▶ **TO BE DONE**: Search the data for the word "index". Reproduce every line where it is found.

===============

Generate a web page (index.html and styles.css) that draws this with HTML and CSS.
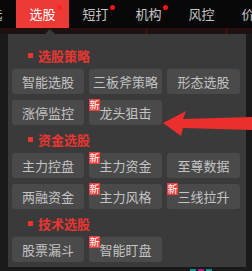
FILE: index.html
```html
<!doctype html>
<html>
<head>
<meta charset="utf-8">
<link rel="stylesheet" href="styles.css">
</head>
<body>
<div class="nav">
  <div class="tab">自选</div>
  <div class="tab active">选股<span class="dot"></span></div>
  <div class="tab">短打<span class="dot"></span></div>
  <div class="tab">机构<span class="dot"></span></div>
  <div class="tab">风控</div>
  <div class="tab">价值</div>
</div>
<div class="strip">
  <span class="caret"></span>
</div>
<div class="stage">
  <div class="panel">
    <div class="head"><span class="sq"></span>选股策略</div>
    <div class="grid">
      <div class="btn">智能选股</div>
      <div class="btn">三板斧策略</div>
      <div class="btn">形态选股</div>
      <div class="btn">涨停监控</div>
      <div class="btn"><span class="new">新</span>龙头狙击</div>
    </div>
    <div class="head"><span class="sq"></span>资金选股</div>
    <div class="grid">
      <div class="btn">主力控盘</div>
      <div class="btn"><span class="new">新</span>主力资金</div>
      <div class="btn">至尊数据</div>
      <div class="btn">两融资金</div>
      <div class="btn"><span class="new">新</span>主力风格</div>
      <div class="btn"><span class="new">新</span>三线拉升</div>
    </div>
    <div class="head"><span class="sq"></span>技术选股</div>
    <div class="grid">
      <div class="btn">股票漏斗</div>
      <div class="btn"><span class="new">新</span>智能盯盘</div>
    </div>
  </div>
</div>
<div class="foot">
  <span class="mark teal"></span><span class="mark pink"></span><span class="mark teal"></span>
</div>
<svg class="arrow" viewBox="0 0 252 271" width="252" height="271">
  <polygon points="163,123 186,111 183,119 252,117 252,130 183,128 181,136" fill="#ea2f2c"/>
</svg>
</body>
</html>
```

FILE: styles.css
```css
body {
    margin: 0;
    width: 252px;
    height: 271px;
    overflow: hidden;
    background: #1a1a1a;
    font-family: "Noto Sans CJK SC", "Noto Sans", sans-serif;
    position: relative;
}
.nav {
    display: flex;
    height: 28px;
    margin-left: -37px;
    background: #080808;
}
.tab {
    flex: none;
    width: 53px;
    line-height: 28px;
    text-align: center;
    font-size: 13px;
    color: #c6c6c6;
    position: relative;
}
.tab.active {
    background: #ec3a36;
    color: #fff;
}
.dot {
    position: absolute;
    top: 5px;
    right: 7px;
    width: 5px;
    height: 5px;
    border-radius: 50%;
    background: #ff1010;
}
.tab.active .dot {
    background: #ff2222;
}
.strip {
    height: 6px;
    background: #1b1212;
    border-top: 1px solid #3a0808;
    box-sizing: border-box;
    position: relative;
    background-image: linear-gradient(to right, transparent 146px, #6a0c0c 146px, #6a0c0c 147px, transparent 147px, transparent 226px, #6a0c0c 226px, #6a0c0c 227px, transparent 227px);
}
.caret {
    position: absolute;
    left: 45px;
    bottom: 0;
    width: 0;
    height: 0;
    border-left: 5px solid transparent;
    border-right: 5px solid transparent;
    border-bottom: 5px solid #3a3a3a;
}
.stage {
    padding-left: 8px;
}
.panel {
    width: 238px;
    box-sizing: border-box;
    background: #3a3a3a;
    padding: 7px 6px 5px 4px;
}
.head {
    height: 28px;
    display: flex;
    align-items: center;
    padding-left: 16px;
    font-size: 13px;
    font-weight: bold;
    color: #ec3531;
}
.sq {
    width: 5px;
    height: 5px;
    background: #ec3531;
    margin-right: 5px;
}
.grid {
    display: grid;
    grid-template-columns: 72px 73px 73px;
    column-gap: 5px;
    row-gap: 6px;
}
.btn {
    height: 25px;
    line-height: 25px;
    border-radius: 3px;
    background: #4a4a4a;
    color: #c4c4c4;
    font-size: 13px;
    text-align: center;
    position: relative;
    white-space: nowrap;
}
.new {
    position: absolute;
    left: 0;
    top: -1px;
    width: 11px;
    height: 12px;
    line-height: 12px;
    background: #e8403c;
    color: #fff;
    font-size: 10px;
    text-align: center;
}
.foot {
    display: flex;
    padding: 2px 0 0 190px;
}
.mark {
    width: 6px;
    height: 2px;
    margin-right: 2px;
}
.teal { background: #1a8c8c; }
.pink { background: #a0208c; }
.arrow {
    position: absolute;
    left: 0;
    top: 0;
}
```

===============

▶ **OUTPUT OF THE EXERCISE**:
Generate a web page (index.html and styles.css) that draws this with HTML and CSS.
FILE: index.html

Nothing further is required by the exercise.